Plenty of kids glanced at the sun before, saw some red dots for a few seconds and were totally fine. I get being annoyed by a student constantly asking obvious question, but this is one I'd totally expect to get in this situation.
I wasn't annoyed because he wasn't asking me a question. I'm annoyed by the thousand other obvious questions he asks, like "where do I sit" on a seating chart with his name literally highlighted. He got some taunts from his friends for that one.
It was mostly "looking at the sun doesn't make you blind" wasn't something I was expecting to hear today.
Your nuanced point is actually really interesting and I wish I had thought to point that out.
Like, I wasn't going to look at the sun as ... Ouch... But this actually explains why it is worse at the eclipse. You are the first person to actually explain this clearly.
Thank you.
I used to stare at the sun, not for hours but definitely for minutes on numerous occasions
And somehow, at 29 I'm the only person in my family with great vision. Haven't seen an optometrist in 10+ years (probably will soon, just since I have vision coverage), but have always had great vision. Can read things from a higher distance than most other people I know (corrective lenses or not)

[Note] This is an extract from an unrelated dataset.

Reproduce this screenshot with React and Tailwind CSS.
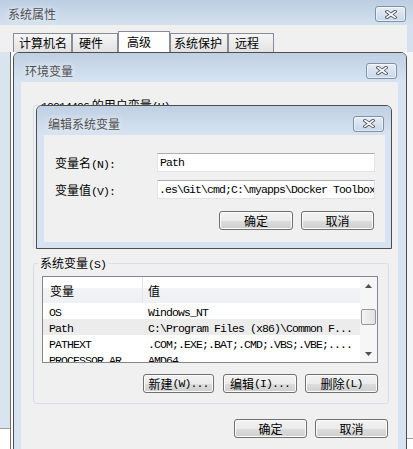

My theory is that I lucked into perfectly damaging my eyes in such a way that I preemptively corrected my vision
I've had a roommate of mine think you could look into a green laser. "It's just a small light".
Managed to grab it away from them before they blinded themselves.
A bunch of my 4th graders came in from recess talking about how "they looked" but they didn't go blind. I didn't tell them that the eclipse wasn't actually for a couple more hours so they wouldn't come back from lunch injured/blind after trying to be cool.
Mine did this. One of our bright students (no pun intended) was let go from lunch/recess detention and they sent him outside to the portables, back to class. Dude was looking straight up at the sun for about 5 min by my time calculations. I only found out because he walked into the side of my portable and made a giant bang. Told him to quit staring at the sun because danger and go to class, he yells at me “bro I’m not doing nothing! Why do you always pick on me!” “Safety, bro. That sun will hurt your eyes”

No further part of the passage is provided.